## Short problem
The data below should be restated word for word, with every picture omitted.

%%

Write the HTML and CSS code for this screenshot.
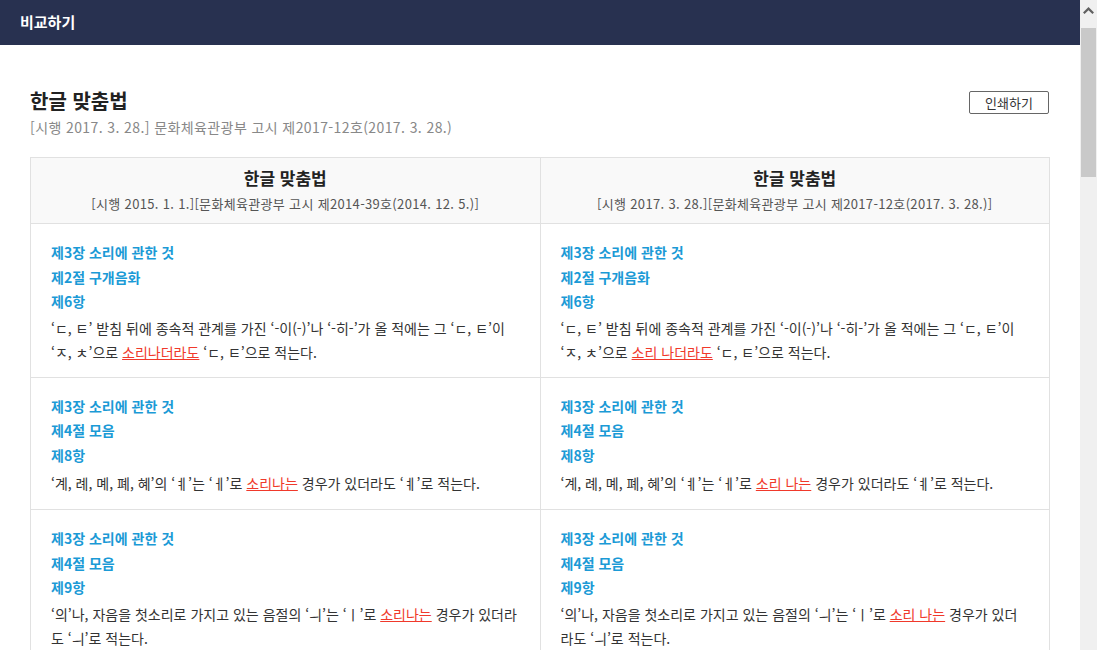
FILE: index.html
```html
<!DOCTYPE html>
<html lang="ko">
<head>
<meta charset="utf-8">
<title>비교하기</title>
<link rel="stylesheet" href="styles.css">
</head>
<body>
<div class="window">
  <div class="viewport">
    <header class="topbar">비교하기</header>
    <main class="page">
      <div class="doc-head">
        <div class="doc-title-wrap">
          <h1 class="doc-title">한글 맞춤법</h1>
          <p class="doc-sub">[시행 2017. 3. 28.] 문화체육관광부 고시 제2017-12호(2017. 3. 28.)</p>
        </div>
        <button class="print-btn" type="button">인쇄하기</button>
      </div>
      <table class="compare">
        <thead>
          <tr>
            <th><div class="col-title">한글 맞춤법</div><div class="col-sub">[시행 2015. 1. 1.][문화체육관광부 고시 제2014-39호(2014. 12. 5.)]</div></th>
            <th><div class="col-title">한글 맞춤법</div><div class="col-sub">[시행 2017. 3. 28.][문화체육관광부 고시 제2017-12호(2017. 3. 28.)]</div></th>
          </tr>
        </thead>
        <tbody>
          <tr>
            <td>
              <div class="h">제3장 소리에 관한 것</div>
              <div class="h">제2절 구개음화</div>
              <div class="h">제6항</div>
              <p class="txt">‘ㄷ, ㅌ’ 받침 뒤에 종속적 관계를 가진 ‘-이(-)’나 ‘-히-’가 올 적에는 그 ‘ㄷ, ㅌ’이<br>‘ㅈ, ㅊ’으로 <span class="chg">소리나더라도</span> ‘ㄷ, ㅌ’으로 적는다.</p>
            </td>
            <td>
              <div class="h">제3장 소리에 관한 것</div>
              <div class="h">제2절 구개음화</div>
              <div class="h">제6항</div>
              <p class="txt">‘ㄷ, ㅌ’ 받침 뒤에 종속적 관계를 가진 ‘-이(-)’나 ‘-히-’가 올 적에는 그 ‘ㄷ, ㅌ’이<br>‘ㅈ, ㅊ’으로 <span class="chg">소리 나더라도</span> ‘ㄷ, ㅌ’으로 적는다.</p>
            </td>
          </tr>
          <tr>
            <td>
              <div class="h">제3장 소리에 관한 것</div>
              <div class="h">제4절 모음</div>
              <div class="h">제8항</div>
              <p class="txt txt-loose">‘계, 례, 몌, 폐, 혜’의 ‘ㅖ’는 ‘ㅔ’로 <span class="chg">소리나는</span> 경우가 있더라도 ‘ㅖ’로 적는다.</p>
            </td>
            <td>
              <div class="h">제3장 소리에 관한 것</div>
              <div class="h">제4절 모음</div>
              <div class="h">제8항</div>
              <p class="txt txt-loose">‘계, 례, 몌, 폐, 혜’의 ‘ㅖ’는 ‘ㅔ’로 <span class="chg">소리 나는</span> 경우가 있더라도 ‘ㅖ’로 적는다.</p>
            </td>
          </tr>
          <tr>
            <td>
              <div class="h">제3장 소리에 관한 것</div>
              <div class="h">제4절 모음</div>
              <div class="h">제9항</div>
              <p class="txt">‘의’나, 자음을 첫소리로 가지고 있는 음절의 ‘ㅢ’는 ‘ㅣ’로 <span class="chg">소리나는</span> 경우가 있더라<br>도 ‘ㅢ’로 적는다.</p>
            </td>
            <td>
              <div class="h">제3장 소리에 관한 것</div>
              <div class="h">제4절 모음</div>
              <div class="h">제9항</div>
              <p class="txt">‘의’나, 자음을 첫소리로 가지고 있는 음절의 ‘ㅢ’는 ‘ㅣ’로 <span class="chg">소리 나는</span> 경우가 있더<br>라도 ‘ㅢ’로 적는다.</p>
            </td>
          </tr>
        </tbody>
      </table>
    </main>
  </div>
  <div class="scrollbar" aria-hidden="true">
    <div class="sb-arrow">
      <svg width="11" height="7" viewBox="0 0 11 7"><path d="M0.8 6.2 L5.5 1.6 L10.2 6.2" fill="none" stroke="#606060" stroke-width="2.2"/></svg>
    </div>
    <div class="sb-track"><div class="sb-thumb"></div></div>
  </div>
</div>
</body>
</html>
```
FILE: styles.css
```css
html, body {
  margin: 0;
  height: 100%;
  overflow: hidden;
}
body {
  font-family: "Noto Sans CJK KR", "Noto Sans", sans-serif;
  color: #333;
  background: #fff;
}
.window {
  display: flex;
  height: 100vh;
}
.viewport {
  flex: 1;
  min-width: 0;
  overflow: hidden;
}
.scrollbar {
  width: 17px;
  flex: none;
  background: #f0f0f0;
  display: flex;
  flex-direction: column;
}
.sb-arrow {
  height: 27px;
  display: flex;
  justify-content: center;
  align-items: center;
  padding-bottom: 6px;
  box-sizing: border-box;
}
.sb-arrow svg {
  display: block;
}
.sb-track {
  flex: 1;
  padding: 1px 1px 0 1px;
}
.sb-thumb {
  height: 149px;
  background: #c9c9c9;
}
.topbar {
  height: 45px;
  background: #283150;
  color: #fff;
  font-size: 15px;
  font-weight: 700;
  line-height: 43px;
  padding: 0 20px;
}
.page {
  padding: 43px 30px 0;
}
.doc-head {
  display: flex;
  justify-content: space-between;
  align-items: flex-start;
}
.doc-title {
  margin: 0;
  font-size: 20px;
  line-height: 26px;
  font-weight: 700;
  color: #222;
}
.doc-sub {
  margin: 0;
  font-size: 14px;
  line-height: 26px;
  letter-spacing: 0.4px;
  color: #888;
}
.print-btn {
  margin-top: 3px;
  margin-right: 1px;
  width: 80px;
  height: 23px;
  border: 1px solid #666;
  border-radius: 2px;
  background: #fff;
  font-family: inherit;
  font-size: 13px;
  color: #333;
  padding: 0;
  line-height: 20px;
}
.compare {
  margin-top: 17px;
  width: 100%;
  border-collapse: collapse;
  table-layout: fixed;
}
.compare th,
.compare td {
  border: 1px solid #e1e1e1;
  width: 50%;
}
.compare th {
  background: #f9f9f9;
  padding: 9px 0 8px;
  font-weight: 400;
}
.col-title {
  font-size: 17px;
  font-weight: 700;
  line-height: 22px;
  color: #222;
}
.col-sub {
  margin-top: 4px;
  font-size: 13px;
  line-height: 22px;
  letter-spacing: 0.33px;
  color: #555;
}
.compare td {
  vertical-align: top;
  padding: 16px 20px 13px;
}
.h {
  font-size: 14px;
  font-weight: 700;
  line-height: 24.5px;
  color: #1b9ad6;
}
.txt {
  margin: 2px 0 0;
  font-size: 14px;
  line-height: 24px;
  color: #333;
}
.txt-loose {
  margin-top: 4px;
  margin-bottom: 1px;
}
.chg {
  color: #f0392b;
  text-decoration: underline;
}
```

%%

## Task solution
Write the HTML and CSS code for this screenshot.
FILE: index.html
```html
<!DOCTYPE html>
<html lang="ko">
<head>
<meta charset="utf-8">
<title>비교하기</title>
<link rel="stylesheet" href="styles.css">
</head>
<body>
<div class="window">
  <div class="viewport">
    <header class="topbar">비교하기</header>
    <main class="page">
      <div class="doc-head">
        <div class="doc-title-wrap">
          <h1 class="doc-title">한글 맞춤법</h1>
          <p class="doc-sub">[시행 2017. 3. 28.] 문화체육관광부 고시 제2017-12호(2017. 3. 28.)</p>
        </div>
        <button class="print-btn" type="button">인쇄하기</button>
      </div>
      <table class="compare">
        <thead>
          <tr>
            <th><div class="col-title">한글 맞춤법</div><div class="col-sub">[시행 2015. 1. 1.][문화체육관광부 고시 제2014-39호(2014. 12. 5.)]</div></th>
            <th><div class="col-title">한글 맞춤법</div><div class="col-sub">[시행 2017. 3. 28.][문화체육관광부 고시 제2017-12호(2017. 3. 28.)]</div></th>
          </tr>
        </thead>
        <tbody>
          <tr>
            <td>
              <div class="h">제3장 소리에 관한 것</div>
              <div class="h">제2절 구개음화</div>
              <div class="h">제6항</div>
              <p class="txt">‘ㄷ, ㅌ’ 받침 뒤에 종속적 관계를 가진 ‘-이(-)’나 ‘-히-’가 올 적에는 그 ‘ㄷ, ㅌ’이<br>‘ㅈ, ㅊ’으로 <span class="chg">소리나더라도</span> ‘ㄷ, ㅌ’으로 적는다.</p>
            </td>
            <td>
              <div class="h">제3장 소리에 관한 것</div>
              <div class="h">제2절 구개음화</div>
              <div class="h">제6항</div>
              <p class="txt">‘ㄷ, ㅌ’ 받침 뒤에 종속적 관계를 가진 ‘-이(-)’나 ‘-히-’가 올 적에는 그 ‘ㄷ, ㅌ’이<br>‘ㅈ, ㅊ’으로 <span class="chg">소리 나더라도</span> ‘ㄷ, ㅌ’으로 적는다.</p>
            </td>
          </tr>
          <tr>
            <td>
              <div class="h">제3장 소리에 관한 것</div>
              <div class="h">제4절 모음</div>
              <div class="h">제8항</div>
              <p class="txt txt-loose">‘계, 례, 몌, 폐, 혜’의 ‘ㅖ’는 ‘ㅔ’로 <span class="chg">소리나는</span> 경우가 있더라도 ‘ㅖ’로 적는다.</p>
            </td>
            <td>
              <div class="h">제3장 소리에 관한 것</div>
              <div class="h">제4절 모음</div>
              <div class="h">제8항</div>
              <p class="txt txt-loose">‘계, 례, 몌, 폐, 혜’의 ‘ㅖ’는 ‘ㅔ’로 <span class="chg">소리 나는</span> 경우가 있더라도 ‘ㅖ’로 적는다.</p>
            </td>
          </tr>
          <tr>
            <td>
              <div class="h">제3장 소리에 관한 것</div>
              <div class="h">제4절 모음</div>
              <div class="h">제9항</div>
              <p class="txt">‘의’나, 자음을 첫소리로 가지고 있는 음절의 ‘ㅢ’는 ‘ㅣ’로 <span class="chg">소리나는</span> 경우가 있더라<br>도 ‘ㅢ’로 적는다.</p>
            </td>
            <td>
              <div class="h">제3장 소리에 관한 것</div>
              <div class="h">제4절 모음</div>
              <div class="h">제9항</div>
              <p class="txt">‘의’나, 자음을 첫소리로 가지고 있는 음절의 ‘ㅢ’는 ‘ㅣ’로 <span class="chg">소리 나는</span> 경우가 있더<br>라도 ‘ㅢ’로 적는다.</p>
            </td>
          </tr>
        </tbody>
      </table>
    </main>
  </div>
  <div class="scrollbar" aria-hidden="true">
    <div class="sb-arrow">
      <svg width="11" height="7" viewBox="0 0 11 7"><path d="M0.8 6.2 L5.5 1.6 L10.2 6.2" fill="none" stroke="#606060" stroke-width="2.2"/></svg>
    </div>
    <div class="sb-track"><div class="sb-thumb"></div></div>
  </div>
</div>
</body>
</html>
```
FILE: styles.css
```css
html, body {
  margin: 0;
  height: 100%;
  overflow: hidden;
}
body {
  font-family: "Noto Sans CJK KR", "Noto Sans", sans-serif;
  color: #333;
  background: #fff;
}
.window {
  display: flex;
  height: 100vh;
}
.viewport {
  flex: 1;
  min-width: 0;
  overflow: hidden;
}
.scrollbar {
  width: 17px;
  flex: none;
  background: #f0f0f0;
  display: flex;
  flex-direction: column;
}
.sb-arrow {
  height: 27px;
  display: flex;
  justify-content: center;
  align-items: center;
  padding-bottom: 6px;
  box-sizing: border-box;
}
.sb-arrow svg {
  display: block;
}
.sb-track {
  flex: 1;
  padding: 1px 1px 0 1px;
}
.sb-thumb {
  height: 149px;
  background: #c9c9c9;
}
.topbar {
  height: 45px;
  background: #283150;
  color: #fff;
  font-size: 15px;
  font-weight: 700;
  line-height: 43px;
  padding: 0 20px;
}
.page {
  padding: 43px 30px 0;
}
.doc-head {
  display: flex;
  justify-content: space-between;
  align-items: flex-start;
}
.doc-title {
  margin: 0;
  font-size: 20px;
  line-height: 26px;
  font-weight: 700;
  color: #222;
}
.doc-sub {
  margin: 0;
  font-size: 14px;
  line-height: 26px;
  letter-spacing: 0.4px;
  color: #888;
}
.print-btn {
  margin-top: 3px;
  margin-right: 1px;
  width: 80px;
  height: 23px;
  border: 1px solid #666;
  border-radius: 2px;
  background: #fff;
  font-family: inherit;
  font-size: 13px;
  color: #333;
  padding: 0;
  line-height: 20px;
}
.compare {
  margin-top: 17px;
  width: 100%;
  border-collapse: collapse;
  table-layout: fixed;
}
.compare th,
.compare td {
  border: 1px solid #e1e1e1;
  width: 50%;
}
.compare th {
  background: #f9f9f9;
  padding: 9px 0 8px;
  font-weight: 400;
}
.col-title {
  font-size: 17px;
  font-weight: 700;
  line-height: 22px;
  color: #222;
}
.col-sub {
  margin-top: 4px;
  font-size: 13px;
  line-height: 22px;
  letter-spacing: 0.33px;
  color: #555;
}
.compare td {
  vertical-align: top;
  padding: 16px 20px 13px;
}
.h {
  font-size: 14px;
  font-weight: 700;
  line-height: 24.5px;
  color: #1b9ad6;
}
.txt {
  margin: 2px 0 0;
  font-size: 14px;
  line-height: 24px;
  color: #333;
}
.txt-loose {
  margin-top: 4px;
  margin-bottom: 1px;
}
.chg {
  color: #f0392b;
  text-decoration: underline;
}
```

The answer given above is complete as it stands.